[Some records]
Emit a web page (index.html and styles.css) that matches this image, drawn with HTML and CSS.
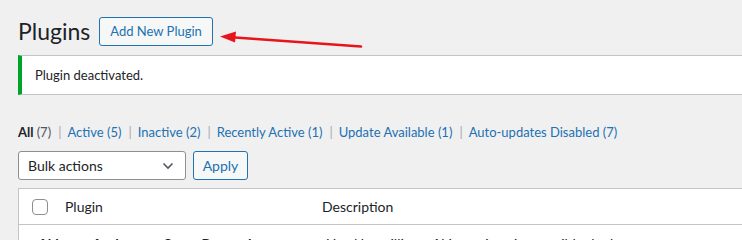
FILE: index.html
```html
<!DOCTYPE html>
<html lang="en">
<head>
    <meta charset="UTF-8">
    <title>Plugins</title>
    <link rel="stylesheet" href="styles.css">
</head>
<body>

    <div class="wrap">
        <div class="title-row">
            <h1 class="page-title">Plugins</h1>
            <a class="title-action" href="#">Add New Plugin</a>
        </div>

        <!-- arrow drawn over the screen -->
        <svg class="arrow" width="160" height="24" viewBox="0 0 160 24">
            <line x1="16" y1="12.5" x2="142" y2="21.5" stroke="#e8141b" stroke-width="2.6" stroke-linecap="round"/>
            <polygon points="1,11.5 17,6.5 16,17.5" fill="#e8141b"/>
        </svg>

        <div class="notice">
            <p>Plugin deactivated.</p>
        </div>

        <ul class="subsubsub">
            <li class="current">All <span class="count">(7)</span></li>
            <li><a href="#">Active <span class="count">(5)</span></a></li>
            <li><a href="#">Inactive <span class="count">(2)</span></a></li>
            <li><a href="#">Recently Active <span class="count">(1)</span></a></li>
            <li><a href="#">Update Available <span class="count">(1)</span></a></li>
            <li><a href="#">Auto-updates Disabled <span class="count">(7)</span></a></li>
        </ul>

        <div class="tablenav">
            <div class="select">
                <span>Bulk actions</span>
                <svg width="12" height="8" viewBox="0 0 12 8"><path d="M1.5 1.5 L6 6 L10.5 1.5" fill="none" stroke="#50575e" stroke-width="1.6"/></svg>
            </div>
            <button class="btn-apply">Apply</button>
        </div>

        <div class="plugins-table">
            <div class="table-head">
                <span class="check"></span>
                <span class="col-name">Plugin</span>
                <span class="col-desc">Description</span>
            </div>
            <div class="table-row">
                <span class="row-name">Akismet Anti-spam: Spam Protection</span>
                <span class="row-desc">Used by millions, Akismet is quite possibly the best way</span>
            </div>
        </div>
    </div>

</body>
</html>
```

FILE: styles.css
```css
body {
    margin: 0;
    background-color: #f0f0f1;
    color: #1d2327;
    font-family: Lato, "Noto Sans", sans-serif;
    font-size: 13px;
    overflow: hidden;
}
a {
    color: #2271b1;
    text-decoration: none;
}
.wrap {
    position: relative;
    padding: 17px 0 0 18px;
}
.title-row {
    display: flex;
    align-items: center;
    gap: 9px;
    height: 29px;
}
.page-title {
    margin: 0;
    font-size: 23px;
    font-weight: 400;
    line-height: 29px;
}
.title-action {
    display: block;
    height: 27px;
    line-height: 27px;
    padding: 0 10px;
    border: 1px solid #2271b1;
    border-radius: 3px;
    background-color: #f6f7f7;
}
.arrow {
    position: absolute;
    left: 219px;
    top: 25px;
}
.notice {
    margin-top: 9px;
    height: 38px;
    display: flex;
    align-items: center;
    background-color: white;
    border: 1px solid #c3c4c7;
    border-left: 4px solid #00a32a;
    border-right: none;
    padding-left: 13px;
}
.notice p {
    margin: 0;
}
.subsubsub {
    list-style: none;
    margin: 28px 0 0;
    padding: 0;
    display: flex;
    color: #646970;
    line-height: 18px;
}
.subsubsub li + li::before {
    content: "|";
    color: #a7aaad;
    padding: 0 6px 0 7px;
}
.subsubsub .current {
    color: #1d2327;
    font-weight: 700;
}
.subsubsub .current .count {
    color: #50575e;
    font-weight: 400;
}
.tablenav {
    display: flex;
    gap: 7px;
    margin-top: 10px;
    height: 29px;
}
.select {
    width: 146px;
    display: flex;
    align-items: center;
    justify-content: space-between;
    padding: 0 11px 0 9px;
    border: 1px solid #8c8f94;
    border-radius: 3px;
    background-color: white;
    font-size: 14px;
}
.btn-apply {
    width: 55px;
    padding: 0;
    border: 1px solid #2271b1;
    border-radius: 3px;
    background-color: #f6f7f7;
    color: #2271b1;
    font-family: inherit;
    font-size: 14px;
}
.plugins-table {
    margin-top: 8px;
    background-color: white;
    border: 1px solid #c3c4c7;
    border-right: none;
}
.table-head {
    display: flex;
    align-items: center;
    height: 35px;
    border-bottom: 1px solid #c3c4c7;
    font-size: 14px;
}
.check {
    width: 14px;
    height: 14px;
    margin-left: 13px;
    border: 1px solid #8c8f94;
    border-radius: 4px;
}
.col-name {
    margin-left: 17px;
    width: 257px;
}
.table-row {
    display: flex;
    padding: 10px 0 0 19px;
    font-size: 14px;
}
.row-name {
    width: 288px;
    font-weight: 700;
}
```
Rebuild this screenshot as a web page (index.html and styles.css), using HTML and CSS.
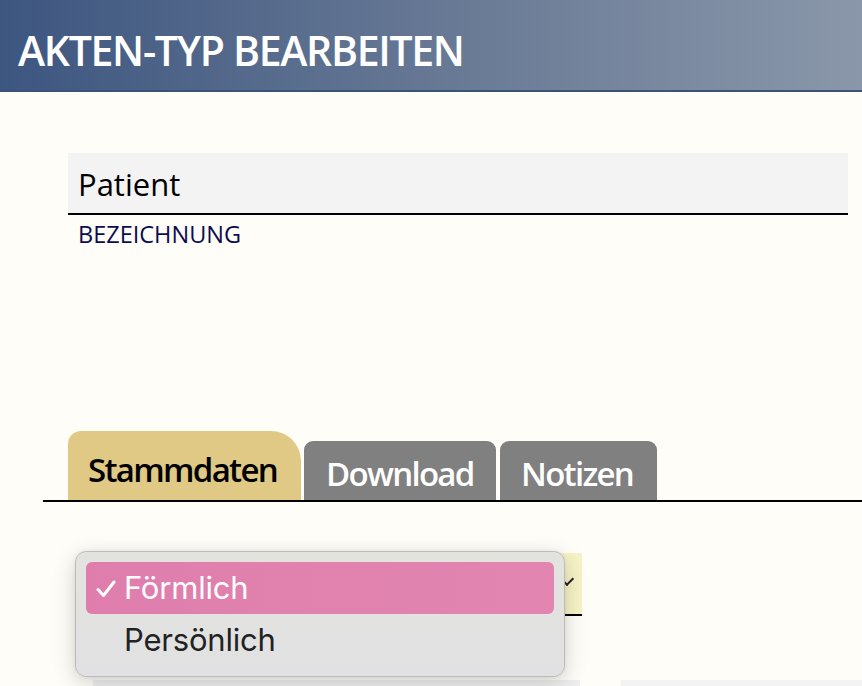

• [What this task involves] Repeat each record exactly, with the pictures left out.

• [Result for this exercise]
Emit a web page (index.html and styles.css) that matches this image, drawn with HTML and CSS.
FILE: index.html
```html
<!DOCTYPE html>
<html lang="en">
<head>
    <meta charset="UTF-8">
    <title>Plugins</title>
    <link rel="stylesheet" href="styles.css">
</head>
<body>

    <div class="wrap">
        <div class="title-row">
            <h1 class="page-title">Plugins</h1>
            <a class="title-action" href="#">Add New Plugin</a>
        </div>

        <!-- arrow drawn over the screen -->
        <svg class="arrow" width="160" height="24" viewBox="0 0 160 24">
            <line x1="16" y1="12.5" x2="142" y2="21.5" stroke="#e8141b" stroke-width="2.6" stroke-linecap="round"/>
            <polygon points="1,11.5 17,6.5 16,17.5" fill="#e8141b"/>
        </svg>

        <div class="notice">
            <p>Plugin deactivated.</p>
        </div>

        <ul class="subsubsub">
            <li class="current">All <span class="count">(7)</span></li>
            <li><a href="#">Active <span class="count">(5)</span></a></li>
            <li><a href="#">Inactive <span class="count">(2)</span></a></li>
            <li><a href="#">Recently Active <span class="count">(1)</span></a></li>
            <li><a href="#">Update Available <span class="count">(1)</span></a></li>
            <li><a href="#">Auto-updates Disabled <span class="count">(7)</span></a></li>
        </ul>

        <div class="tablenav">
            <div class="select">
                <span>Bulk actions</span>
                <svg width="12" height="8" viewBox="0 0 12 8"><path d="M1.5 1.5 L6 6 L10.5 1.5" fill="none" stroke="#50575e" stroke-width="1.6"/></svg>
            </div>
            <button class="btn-apply">Apply</button>
        </div>

        <div class="plugins-table">
            <div class="table-head">
                <span class="check"></span>
                <span class="col-name">Plugin</span>
                <span class="col-desc">Description</span>
            </div>
            <div class="table-row">
                <span class="row-name">Akismet Anti-spam: Spam Protection</span>
                <span class="row-desc">Used by millions, Akismet is quite possibly the best way</span>
            </div>
        </div>
    </div>

</body>
</html>
```

FILE: styles.css
```css
body {
    margin: 0;
    background-color: #f0f0f1;
    color: #1d2327;
    font-family: Lato, "Noto Sans", sans-serif;
    font-size: 13px;
    overflow: hidden;
}
a {
    color: #2271b1;
    text-decoration: none;
}
.wrap {
    position: relative;
    padding: 17px 0 0 18px;
}
.title-row {
    display: flex;
    align-items: center;
    gap: 9px;
    height: 29px;
}
.page-title {
    margin: 0;
    font-size: 23px;
    font-weight: 400;
    line-height: 29px;
}
.title-action {
    display: block;
    height: 27px;
    line-height: 27px;
    padding: 0 10px;
    border: 1px solid #2271b1;
    border-radius: 3px;
    background-color: #f6f7f7;
}
.arrow {
    position: absolute;
    left: 219px;
    top: 25px;
}
.notice {
    margin-top: 9px;
    height: 38px;
    display: flex;
    align-items: center;
    background-color: white;
    border: 1px solid #c3c4c7;
    border-left: 4px solid #00a32a;
    border-right: none;
    padding-left: 13px;
}
.notice p {
    margin: 0;
}
.subsubsub {
    list-style: none;
    margin: 28px 0 0;
    padding: 0;
    display: flex;
    color: #646970;
    line-height: 18px;
}
.subsubsub li + li::before {
    content: "|";
    color: #a7aaad;
    padding: 0 6px 0 7px;
}
.subsubsub .current {
    color: #1d2327;
    font-weight: 700;
}
.subsubsub .current .count {
    color: #50575e;
    font-weight: 400;
}
.tablenav {
    display: flex;
    gap: 7px;
    margin-top: 10px;
    height: 29px;
}
.select {
    width: 146px;
    display: flex;
    align-items: center;
    justify-content: space-between;
    padding: 0 11px 0 9px;
    border: 1px solid #8c8f94;
    border-radius: 3px;
    background-color: white;
    font-size: 14px;
}
.btn-apply {
    width: 55px;
    padding: 0;
    border: 1px solid #2271b1;
    border-radius: 3px;
    background-color: #f6f7f7;
    color: #2271b1;
    font-family: inherit;
    font-size: 14px;
}
.plugins-table {
    margin-top: 8px;
    background-color: white;
    border: 1px solid #c3c4c7;
    border-right: none;
}
.table-head {
    display: flex;
    align-items: center;
    height: 35px;
    border-bottom: 1px solid #c3c4c7;
    font-size: 14px;
}
.check {
    width: 14px;
    height: 14px;
    margin-left: 13px;
    border: 1px solid #8c8f94;
    border-radius: 4px;
}
.col-name {
    margin-left: 17px;
    width: 257px;
}
.table-row {
    display: flex;
    padding: 10px 0 0 19px;
    font-size: 14px;
}
.row-name {
    width: 288px;
    font-weight: 700;
}
```
Rebuild this screenshot as a web page (index.html and styles.css), using HTML and CSS.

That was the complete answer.